Three practical invitations emerge from these verses for contemporary Catholics.
First, recover the discipline of fasting. The command to "afflict your souls" challenges the modern Catholic tendency to treat fasting as optional. The Church still requires fasting on Ash Wednesday and Good Friday (CCC 2043), and encourages it as a penitential practice tied to prayer and almsgiving. These verses remind us that bodily humiliation is not self-hatred but the body's honest participation in the soul's contrition.
Second, use the sacrament of Penance with greater intentionality. Verse 30's promise — "you shall be clean from all your sins before Yahweh" — should be heard as a description of what happens in a worthy confession. Catholics who have drifted into infrequent reception of this sacrament might approach it with renewed conviction that it is precisely here, in the confessional, that the eternal High Priest continues to make atonement.
Third, embrace the "Sabbath of rest." In an age of relentless productivity, the shabbat shabbātôn calls us to a non-negotiable cessation — not merely from servile work, but from the noise and anxiety that prevent encounter with God.
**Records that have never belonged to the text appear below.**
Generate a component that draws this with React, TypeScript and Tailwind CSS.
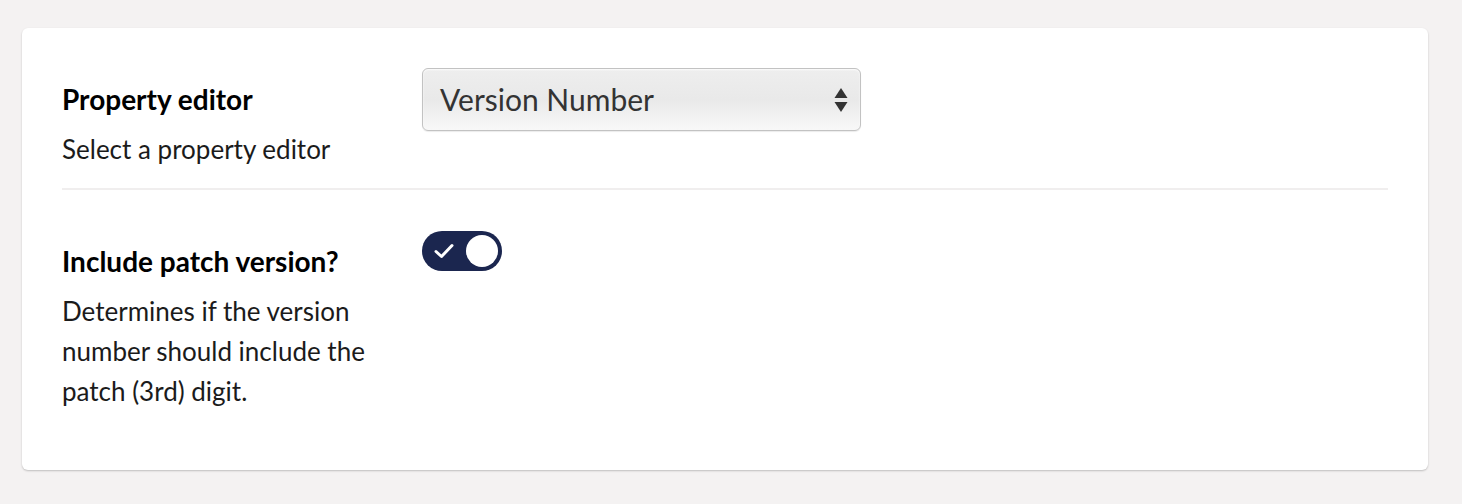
const Label = ({ title, desc }: { title: string; desc: string }) => (
  <div className="w-[360px] shrink-0 pt-[11px] pr-5">
    <h3 className="text-[28px] leading-[40px] font-bold text-[#000]">{title}</h3>
    <p className="mt-[10px] text-[26px] leading-[40px] text-[#1b1b1b]">{desc}</p>
  </div>
);

const App = () => {
  return (
    <div className="min-h-[504px] bg-[#f4f2f2] pl-[22px] pr-[34px] pt-[28px] pb-[34px] font-['Lato',sans-serif]">
      <div className="rounded-[6px] bg-white px-10 pt-10 pb-10 shadow-[0_1px_2px_rgba(0,0,0,0.22)]">
        <div className="flex border-b-2 border-[#f0eeee] pb-[19px]">
          <Label title="Property editor" desc="Select a property editor" />
          <div className="flex h-[63px] w-[439px] items-center justify-between rounded-[6px] border border-[#c2c2c2] bg-gradient-to-b from-[#eeeeee] via-[#e9e9e9] to-[#f8f8f8] pl-[17px] pr-[12px] shadow-[inset_0_1px_2px_rgba(255,255,255,0.9),0_1px_1px_rgba(0,0,0,0.08)]">
            <span className="text-[30px] text-[#333]">Version Number</span>
            <svg width="14" height="26" viewBox="0 0 14 26" className="text-[#333]">
              <path d="M7 1 L13.5 11 H0.5 Z" fill="currentColor" />
              <path d="M7 25 L13.5 15 H0.5 Z" fill="currentColor" />
            </svg>
          </div>
        </div>
        <div className="flex pt-10 pb-[19px]">
          <Label
            title="Include patch version?"
            desc="Determines if the version number should include the patch (3rd) digit."
          />
          <div className="mt-[1px] flex h-[40px] w-[80px] items-center justify-between rounded-full bg-[#1b264f] pl-[12px] pr-[4px]">
            <svg width="20" height="16" viewBox="0 0 20 16">
              <path d="M2 8.5 L7.5 13.5 L18 2.5" stroke="white" strokeWidth="3" fill="none" strokeLinecap="round" strokeLinejoin="round" />
            </svg>
            <div className="h-[32px] w-[32px] rounded-full bg-white" />
          </div>
        </div>
      </div>
    </div>
  );
};

export default App;
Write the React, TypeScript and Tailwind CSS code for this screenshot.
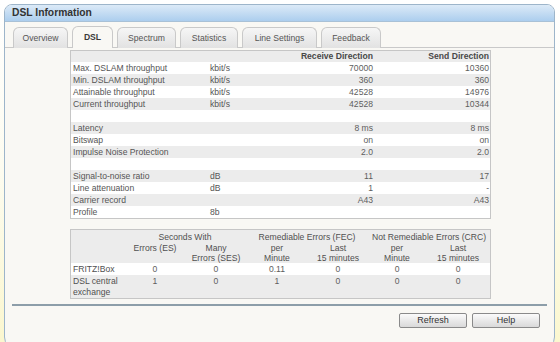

Sunday Mass is not a religious errand but an entry into the Sabbath rest of Christ's resurrection.
Typological sense: the shadow and the substance
Patristic and medieval exegetes universally read these verses as a figura — a divinely ordained shadow — of Christ's atoning sacrifice. Origen (Homilies on Leviticus, IX) saw the High Priest's entry into the Holy of Holies as the type of Christ's ascension into the heavenly sanctuary with his own blood. The "affliction of souls" prefigures the Church's participation in Christ's Passion through penance and mortification. The universality of the statute — embracing native and stranger — points to the one baptism available to Jew and Gentile alike (Gal 3:28). The shabbat shabbātôn foreshadows the eschatological rest won by Christ's resurrection, into which the faithful are invited to enter (Heb 4:9–11).